Both Canada and the U.S. can avoid a full-blown recession next year, Scotiabank chief economist Jean-François Perrault wrote in the bank’s global outlook report, with the damage limited to a first-half “economic stall.”

Scotiabank forecasts 0.5% economic growth for Canada next year compared to 1.3% growth in the U.S. Despite the U.S. economy’s greater resilience, Scotiabank expects the Federal Reserve to cut rates by 150 basis points in 2024 compared to 100 basis points for the Bank of Canada (BoC).

“The larger cuts in the United States are prompted by a much better productivity performance, which is allowing that economy’s substantial wage gains to be less inflationary than in Canada,” the report said.
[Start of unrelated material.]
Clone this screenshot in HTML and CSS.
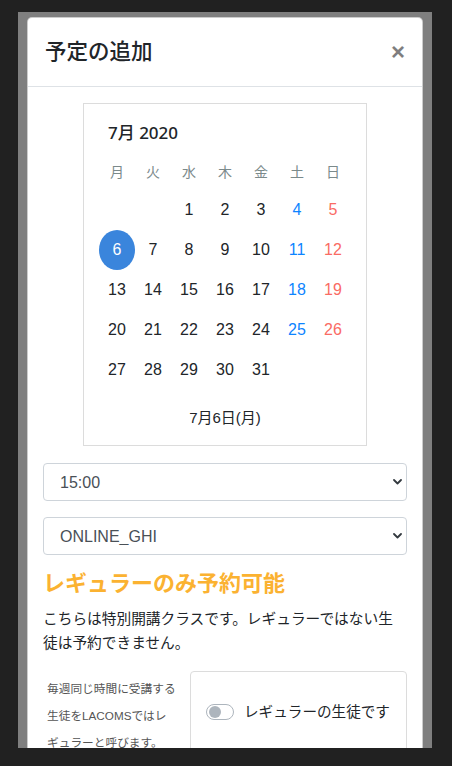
FILE: index.html
```html
<!DOCTYPE html>
<html lang="ja">
<head>
  <meta charset="UTF-8">
  <title>予定の追加</title>
  <link rel="stylesheet" href="styles.css">
</head>
<body>
  <div class="backdrop">
    <div class="modal">
      <div class="modal-header">
        <h5 class="modal-title">予定の追加</h5>
        <button class="close" type="button">×</button>
      </div>
      <div class="modal-body">
        <div class="calendar">
          <div class="cal-title">7月 2020</div>
          <div class="cal-week">
            <span>月</span><span>火</span><span>水</span><span>木</span><span>金</span><span>土</span><span>日</span>
          </div>
          <div class="cal-days">
            <span></span><span></span><span>1</span><span>2</span><span>3</span><span class="sat">4</span><span class="sun">5</span>
            <span class="selected">6</span><span>7</span><span>8</span><span>9</span><span>10</span><span class="sat">11</span><span class="sun">12</span>
            <span>13</span><span>14</span><span>15</span><span>16</span><span>17</span><span class="sat">18</span><span class="sun">19</span>
            <span>20</span><span>21</span><span>22</span><span>23</span><span>24</span><span class="sat">25</span><span class="sun">26</span>
            <span>27</span><span>28</span><span>29</span><span>30</span><span>31</span><span></span><span></span>
          </div>
          <div class="cal-footer">7月6日(月)</div>
        </div>

        <div class="select-wrap">
          <select class="form-select">
            <option>15:00</option>
          </select>
          <svg class="chevron" width="9" height="6" viewBox="0 0 9 6"><path d="M1 1l3.5 3.5L8 1" fill="none" stroke="#343a40" stroke-width="1.8" stroke-linecap="round" stroke-linejoin="round"/></svg>
        </div>
        <div class="select-wrap">
          <select class="form-select">
            <option>ONLINE_GHI</option>
          </select>
          <svg class="chevron" width="9" height="6" viewBox="0 0 9 6"><path d="M1 1l3.5 3.5L8 1" fill="none" stroke="#343a40" stroke-width="1.8" stroke-linecap="round" stroke-linejoin="round"/></svg>
        </div>

        <h4 class="notice-title">レギュラーのみ予約可能</h4>
        <p class="notice-text">こちらは特別開講クラスです。レギュラーではない生徒は予約できません。</p>

        <div class="regular-row">
          <div class="regular-help">毎週同じ時間に受講する生徒をLACOMSではレギュラーと呼びます。</div>
          <div class="regular-box">
            <label class="switch">
              <span class="switch-track"><span class="switch-knob"></span></span>
              レギュラーの生徒です
            </label>
          </div>
        </div>
      </div>
    </div>
  </div>
</body>
</html>
```

FILE: styles.css
```css
body {
  margin: 0;
  height: 766px;
  overflow: hidden;
  background: #212121;
  font-family: "Liberation Sans", "Noto Sans CJK JP", sans-serif;
  color: #212529;
}
.backdrop {
  box-sizing: border-box;
  width: 414px;
  height: 736px;
  margin: 12px 0 0 18px;
  padding: 5px 9px 0;
  background: #7f7f7f;
  overflow: hidden;
}
.modal {
  background: #fff;
  border: 1px solid rgba(0,0,0,0.2);
  border-radius: 5px 5px 0 0;
}
.modal-header {
  display: flex;
  align-items: flex-start;
  justify-content: space-between;
  padding: 19px 17px;
  border-bottom: 1px solid #dee2e6;
}
.modal-title {
  margin: 0;
  font-size: 21.5px;
  line-height: 30px;
  font-weight: 500;
}
.close {
  margin-top: 3px;
  padding: 0;
  border: none;
  background: none;
  font-family: "Liberation Sans", sans-serif;
  font-size: 24px;
  line-height: 24px;
  font-weight: 700;
  color: #000;
  opacity: 0.5;
}
.modal-body {
  padding: 16px 15px 0;
}
.calendar {
  width: 284px;
  box-sizing: border-box;
  margin: 0 auto;
  padding: 17px 15px;
  border: 1px solid #dcdcdc;
}
.cal-title {
  padding-left: 9px;
  font-family: "Noto Sans", "Noto Sans CJK JP", sans-serif;
  font-size: 17px;
  line-height: 24px;
  font-weight: 500;
  margin-bottom: 10px;
}
.cal-week, .cal-days {
  display: grid;
  grid-template-columns: repeat(7, 36px);
  text-align: center;
}
.cal-week span {
  height: 35px;
  line-height: 35px;
  font-size: 14px;
  color: #7b8a8b;
}
.cal-days span {
  height: 40px;
  line-height: 40px;
  font-size: 16px;
}
.cal-days .sat { color: #0d84ff; }
.cal-days .sun { color: #fa6b64; }
.cal-days .selected {
  background: #3a85dc;
  color: #fff;
  border-radius: 50%;
}
.cal-footer {
  margin-top: 18px;
  text-align: center;
  font-size: 15px;
  line-height: 20px;
}
.select-wrap {
  position: relative;
  margin-top: 17px;
}
.select-wrap + .select-wrap {
  margin-top: 16px;
}
.form-select {
  display: block;
  width: 100%;
  height: 38px;
  padding: 0 30px 0 16px;
  border: 1px solid #ced4da;
  border-radius: 4px;
  background: #fff;
  font-family: inherit;
  font-size: 16px;
  color: #495057;
  appearance: none;
  -webkit-appearance: none;
}
.chevron {
  position: absolute;
  right: 5px;
  top: 16px;
  pointer-events: none;
}
.notice-title {
  margin: 14px 0 0;
  font-size: 22px;
  line-height: 30px;
  font-weight: 700;
  color: #fbb231;
}
.notice-text {
  margin: 8px 0 0;
  font-size: 14.7px;
  line-height: 24px;
}
.regular-row {
  display: flex;
  margin-top: 16px;
}
.regular-help {
  flex: 0 0 130px;
  margin-right: 13px;
  padding: 4px 0 0 4px;
  font-size: 11.7px;
  line-height: 27px;
  color: #555;
}
.regular-box {
  flex: 1;
  padding: 29px 10px 29px 15px;
  border: 1px solid #dcdcdc;
  border-radius: 4px;
}
.switch {
  display: flex;
  align-items: center;
  gap: 10px;
  white-space: nowrap;
  font-size: 14.6px;
  line-height: 22px;
}
.switch-track {
  position: relative;
  box-sizing: border-box;
  width: 28px;
  height: 16px;
  border: 1px solid #adb5bd;
  border-radius: 8px;
  background: #fff;
}
.switch-knob {
  position: absolute;
  left: 2px;
  top: 1px;
  width: 12px;
  height: 12px;
  border-radius: 50%;
  background: #adb5bd;
}
```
In BMO’s global outlook, chief economist Douglas Porter forecasts 1.5% growth for the U.S. economy and 0.5% growth for Canada, “with the economy dancing around the edge of recession in the first half of the year.”

BMO is expecting the BoC to move first with rate cuts, beginning in June, with both central banks cutting rates by 100 basis points in 2024.

Canada’s economic growth of around 1% this year was boosted by immigration, Porter wrote, and won’t hold up at the same level. He pointed to the debt-service ratio, which hit a record high of 15.2% in the third quarter and will likely rise again before rate relief arrives.

Higher interest rates, while not likely, pose the greatest risk of recession, Scotiabank said, with Canada’s overnight rate, in particular, “near the breaking point for firms and households.”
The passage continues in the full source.